In those days, making doughnuts was great fun but unnecessary because Canada was still a Mecca for doughnut lovers. We had Tim Horton’s and Mister Donut where onsite several times a day fresh donuts were fried and glazed. Anytime you went to one of these shops, rows of doughnuts sat ready to help you through your sweet craving.

Today Mr. Donut is a faded memory at best and Tim Horton’s is now in the coffee and sandwich business. As a result, they’ve modified their doughnuts to streamline production. In fact, I heard the doughnuts now arrive at TH stores frozen and par-cooked. The result is that their doughnuts are sadly heavy and much less appealing than they once were.

Due to these changes in the Canadian restaurant landscape, I’ve had to dust off my doughnut making skills and fry up my own at home when I get a hankering for my national snack. There’s just no other way to get a satisfying doughnut.

You’re likely reading this post and thinking that I’ve flipped. In light of what we all know about nutrition, how can I be advocating making doughnuts? Before you close your mind, remember: doughnuts are part of our Canadian food heritage. We must put our health aside to preserve our culture for future generations. It’s our patriotic duty to dig on doughnuts! Honest.

Ready to get started? The doughnuts pictured above were made using the basic coffee cake dough in Anne Willan’s classic Lavarenne Practique cookbook but I’m sure any other coffeecake dough would work as well (for fritters try brioche dough). If you prefer cake doughnuts, try this recipe from the Homemaker’s archive.

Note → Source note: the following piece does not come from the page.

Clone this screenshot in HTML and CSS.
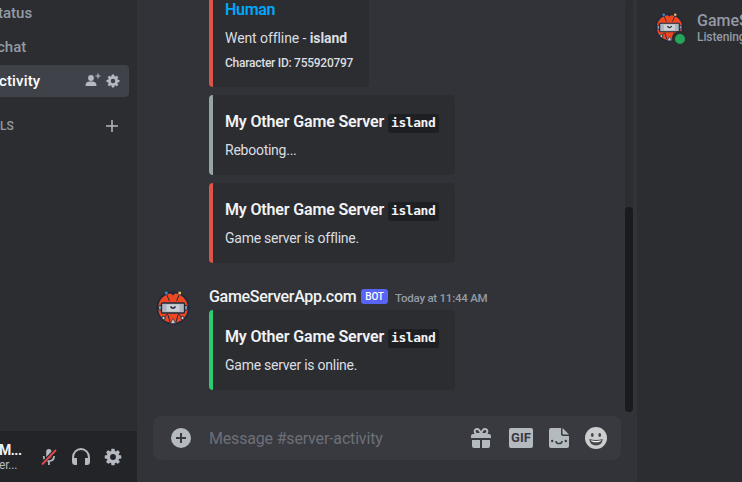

Also, if you know a place that still sells great doughnuts, be sure to note it below so that we can all support these noble destinations.


My trip to the opera

May 28, 2008

I almost didn’t do this month’s Daring Baker’s Challenge. Not only was my time short and my ass disturbingly enlarged by other eating, but the recipe for a white-on-white Opera Cake (chosen by the founders of the group, Ivonne and Lis) was rather involved. And, truth be told, my friend Dean makes a truly wonderful classic Opera Cake that I can have anytime I drop by his bakery Amadeus Fine Cakes. (If I invited Dean to come over to play guitar hero, he’d likely deliver one to me as well.)

But, I’ve been really enjoying being a member of the Daring Bakers so I felt that it was important that I do this challenge no matter what. After all, when you join a group, you make a commitment, right?

I ended up rushing through my cake. I made the glaze, the buttercream and the syrup late at night and made the mousse and baked and assembled the cake a day and a half later with a houseful of company. As a result, I didn’t get the best looking result. My buttercream layers weren’t very even and my mousse layer was visible here and there through the glaze. It wasn’t a showstopper but the cake tasted great and the recipe, although long, worked well.

Now that I’ve finished my third DB challenge, one thing is puzzling me. What do the other Daring Bakers do with all of the stuff they bake?

Each month I’ve had copious amounts of extra baked goods.

• March was Dorie Greenspan’s Perfect Party Cake which I served at my Easter Feaster. I had nine at the table and still had a quarter of a cake left over.
• April was Jill O’Connor’s Chocolate Dipped Cheesecake Lollies. I scaled down the recipe, used only half the cheesecake and still had enough lollies to send home with my dinner guests (we were six that night).
• Now this month, we made this cream coloured Opera Cake. Despite having eight for dinner, I still had half a cake left over! I froze the leftovers to serve the next weekend, but I’m finding it fatiguing to manage my DB wares.

I hope the next challenge features a recipe that can be either easily scaled down or that is not meant to cater a huge party. Tune in next month to see what they throw at me!


Daring Bakers challenge: cheesecake lollies

April 27, 2008

April has been a crazy month for me. I’ve been in Vancouver, Edmonton and New Orleans as well as carried a full workload of creative projects at work. As a result, I really didn’t feel like heading into the kitchen for the Daring Baker’s Challenge this time around.

Don’t get me wrong, I had nothing against the recipe or the group but I just didn’t feel like doing anything extra with my one free Saturday at home this month. But, since being part of a group occasionally requires effort and compromise, I pulled out my mixer, found my sprinkles and got baking. After all, the recipe for cheesecake pops, chosen by Elle and Deborah, is simple and well written by Jill O’Connor. (Regular readers will recognize Jill’s name as one of the authors I showcased in December during Book Week and this month’s DB recipe is from her book Sticky, Chewy, Messy, Gooey that I recommended in that post.)

So, I entered the kitchen feeling optimistic that things would go well. Unfortunately, when I unwrapped my room temperature cream cheese, one of the bricks was strange: curdy and sour smelling. Definitely not worthy of use. So, I tossed the bad brick into the compost bucket, got out my calculator and scaled the recipe down by 20%. To compensate for using a smaller volume of batter, I used a 9-inch (23-cm) cake pan (one of the same ones I used for last month’s challenge). I was a little worried that my math might not lead to a usable cheesecake but fortunately my calculations worked out and it all turned out well.

To compound my good luck, an hour after I finished making the lollies and was wondering what in the world I would do with them (we aren’t big on cheesecake at our house), the phone rang. It was a friend who I was able to persuade to come over the next day with her husband and sweet tooth daughter for a casual Sunday meal. My young friend loved the lollies so much that she took home the leftovers to share with her grandmother and asked for the recipe so that she can make them for her own birthday party. Perfecto!